Interval Protocol: 20 seconds maximal effort & reps/10 seconds rest, repeated for eight intervals
Workout length: 4 minutes after warm-up
Interval 1: Squat Jumps
Interval 2: Burpees*
Interval 3: Split Squat Jumps
Interval 4: Burpees
Interval 5: Squat Jumps
Interval 6: Burpees
Interval 7: Split Squat Jumps
Interval 8: Burpees

*Burpees: To perform a burpee, begin in a standing position. Squat until your hands are flat on the ground. Shoot your legs back so you are in a pushup position. Perform a pushup. Bring your legs back to the squatting position, with your hands on the ground. Then jump, arms stretched out above your head. That’s one. Repeat as quickly as possible.

 

DAY 3

Rest

 

DAY 4

Interval protocol: Perform prescribed repetitions of all exercises, followed by 3 minutes rest.
Workout length: Approximately 12 minutes
Interval 1: 50 Pushups/25 Sit-ups/25 Bed Squats*
Rest 3 minutes
Interval 2: 25 Pushups/50 Sit-ups/25 Bed Squats
Rest 3 minutes
Interval 3: 25 Pushups/25 Sit-ups/50 Bed Squats

*Bed Squats: Precisely what they sound like. They are bodyweight squats performed standing on your hotel bed. The need to balance greatly increases the difficulty and benefit of the exercise. Note: Be very careful when performing bed squats. If you find it too difficult (often beds are too soft), substitute regular bodyweight squats and add 25 repetitions to each set of squats.

 

DAY 5

Interval protocol: 6 seconds maximal effort & reps/9 seconds, rest, repeated for 32 intervals.
Workout length: Approximately 8 minutes
Interval 1: Squat Thrusts*
Interval 2: Bicycle Abs**

Alternating exercises, do as many squat thrusts as you can in six seconds, rest nine seconds, then perform as many bicycle ab repetitions as you can in six seconds. Rest nine seconds before repeating the alternating intervals.

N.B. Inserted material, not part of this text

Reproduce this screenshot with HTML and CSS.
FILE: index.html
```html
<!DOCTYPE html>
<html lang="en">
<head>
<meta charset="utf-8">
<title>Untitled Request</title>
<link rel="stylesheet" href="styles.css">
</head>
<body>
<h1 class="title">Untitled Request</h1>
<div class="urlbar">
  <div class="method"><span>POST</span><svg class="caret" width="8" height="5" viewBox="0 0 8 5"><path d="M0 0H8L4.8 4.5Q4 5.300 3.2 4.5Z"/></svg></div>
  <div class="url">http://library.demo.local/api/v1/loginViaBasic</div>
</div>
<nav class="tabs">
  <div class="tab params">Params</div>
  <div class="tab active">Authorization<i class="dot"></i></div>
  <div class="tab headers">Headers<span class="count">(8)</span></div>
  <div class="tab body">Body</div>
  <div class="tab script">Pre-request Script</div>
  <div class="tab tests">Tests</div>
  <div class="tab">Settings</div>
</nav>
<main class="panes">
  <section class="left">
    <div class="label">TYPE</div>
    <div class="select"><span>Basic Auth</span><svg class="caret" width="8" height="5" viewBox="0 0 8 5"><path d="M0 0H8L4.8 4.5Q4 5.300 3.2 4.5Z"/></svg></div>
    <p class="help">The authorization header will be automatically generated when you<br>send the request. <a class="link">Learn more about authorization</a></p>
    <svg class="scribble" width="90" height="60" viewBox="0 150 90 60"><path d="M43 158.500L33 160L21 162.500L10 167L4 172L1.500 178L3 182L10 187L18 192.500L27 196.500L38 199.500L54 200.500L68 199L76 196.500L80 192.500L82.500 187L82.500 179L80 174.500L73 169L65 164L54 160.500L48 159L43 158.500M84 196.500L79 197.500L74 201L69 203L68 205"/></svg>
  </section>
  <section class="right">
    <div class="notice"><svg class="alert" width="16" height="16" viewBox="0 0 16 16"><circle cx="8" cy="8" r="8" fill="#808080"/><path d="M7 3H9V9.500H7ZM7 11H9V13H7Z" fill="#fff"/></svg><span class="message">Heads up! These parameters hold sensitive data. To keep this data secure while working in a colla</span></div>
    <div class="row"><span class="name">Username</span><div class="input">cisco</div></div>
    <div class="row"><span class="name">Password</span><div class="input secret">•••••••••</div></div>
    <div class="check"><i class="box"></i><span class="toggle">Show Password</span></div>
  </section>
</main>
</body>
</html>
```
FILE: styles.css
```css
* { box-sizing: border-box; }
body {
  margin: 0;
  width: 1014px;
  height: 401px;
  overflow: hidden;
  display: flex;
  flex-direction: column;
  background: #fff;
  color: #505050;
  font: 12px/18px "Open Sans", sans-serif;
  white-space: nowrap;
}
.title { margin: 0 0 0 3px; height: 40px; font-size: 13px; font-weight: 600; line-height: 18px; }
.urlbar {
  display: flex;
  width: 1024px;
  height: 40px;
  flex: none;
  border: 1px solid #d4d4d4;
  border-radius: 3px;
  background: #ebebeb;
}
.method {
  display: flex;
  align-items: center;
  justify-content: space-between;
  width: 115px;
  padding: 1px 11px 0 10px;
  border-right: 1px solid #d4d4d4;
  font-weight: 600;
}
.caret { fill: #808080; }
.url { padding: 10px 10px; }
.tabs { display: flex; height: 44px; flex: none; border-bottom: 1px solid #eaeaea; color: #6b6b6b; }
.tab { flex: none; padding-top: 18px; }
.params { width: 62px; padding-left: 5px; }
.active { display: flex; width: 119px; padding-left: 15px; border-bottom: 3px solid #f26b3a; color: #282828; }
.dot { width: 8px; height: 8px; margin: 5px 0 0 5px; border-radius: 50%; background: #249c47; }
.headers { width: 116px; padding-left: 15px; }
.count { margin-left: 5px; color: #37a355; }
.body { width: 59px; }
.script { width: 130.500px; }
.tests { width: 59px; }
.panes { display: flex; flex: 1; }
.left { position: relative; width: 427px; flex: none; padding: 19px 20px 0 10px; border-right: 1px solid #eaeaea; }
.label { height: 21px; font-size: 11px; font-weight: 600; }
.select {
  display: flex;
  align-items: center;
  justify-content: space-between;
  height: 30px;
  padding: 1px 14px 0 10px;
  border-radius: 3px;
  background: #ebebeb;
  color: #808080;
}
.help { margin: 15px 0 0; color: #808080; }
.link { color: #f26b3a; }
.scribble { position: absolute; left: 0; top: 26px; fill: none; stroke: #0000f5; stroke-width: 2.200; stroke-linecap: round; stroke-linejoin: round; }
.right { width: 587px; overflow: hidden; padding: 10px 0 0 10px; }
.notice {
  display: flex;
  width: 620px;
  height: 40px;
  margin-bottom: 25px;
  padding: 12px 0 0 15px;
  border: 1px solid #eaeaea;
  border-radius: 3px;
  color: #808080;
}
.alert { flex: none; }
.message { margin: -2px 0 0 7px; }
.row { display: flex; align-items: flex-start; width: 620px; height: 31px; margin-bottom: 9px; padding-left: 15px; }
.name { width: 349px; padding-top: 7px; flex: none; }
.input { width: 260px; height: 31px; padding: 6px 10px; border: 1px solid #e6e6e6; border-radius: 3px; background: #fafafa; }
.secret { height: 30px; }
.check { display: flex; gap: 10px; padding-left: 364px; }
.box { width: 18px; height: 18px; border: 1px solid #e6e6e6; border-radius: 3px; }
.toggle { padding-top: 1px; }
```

*Squat thrusts are burpees (see above), without the pushup or the jump. So squat down, thrust your legs back into a pushup position, bring your legs back into the squat position, then stand. Don’t allow your hips to sag when you thrust your legs back – it’s hard on your lower back. Repeat.

**Bicycle Abs are the most effective abdominal exercise known to man (or at least of those tested in a recent Rutgers exercise study). Lie on your back. Place your fingertips on either side of your head (don’t lace them behind your head). Extend one leg completely as you bring the knee of your opposite leg toward you. Keep your shoulder blades off the ground. Churn your legs as if you were riding a bike, extending one leg completely and pointing with your toes, touching your knee with your opposite elbow as it comes toward you, as you turn your upper body from side to side. There are many videos on the web that depict this exercise, if you’re uncertain how to perform it based on the description.

If you are on the road for more than a week, mix and match exercises to devise your own workouts so boredom does not set in and discourage you from exercising. If you have access to a hotel gym with free weights, insert exercises such as dumbbell thrusters, horizontal rows, pull-ups and dumbbell swings (a dumbbell version of the kettlebell swing). Use the same type of interval system, and you’ll find your on-the-road workouts are more productive than your workouts at the local gym.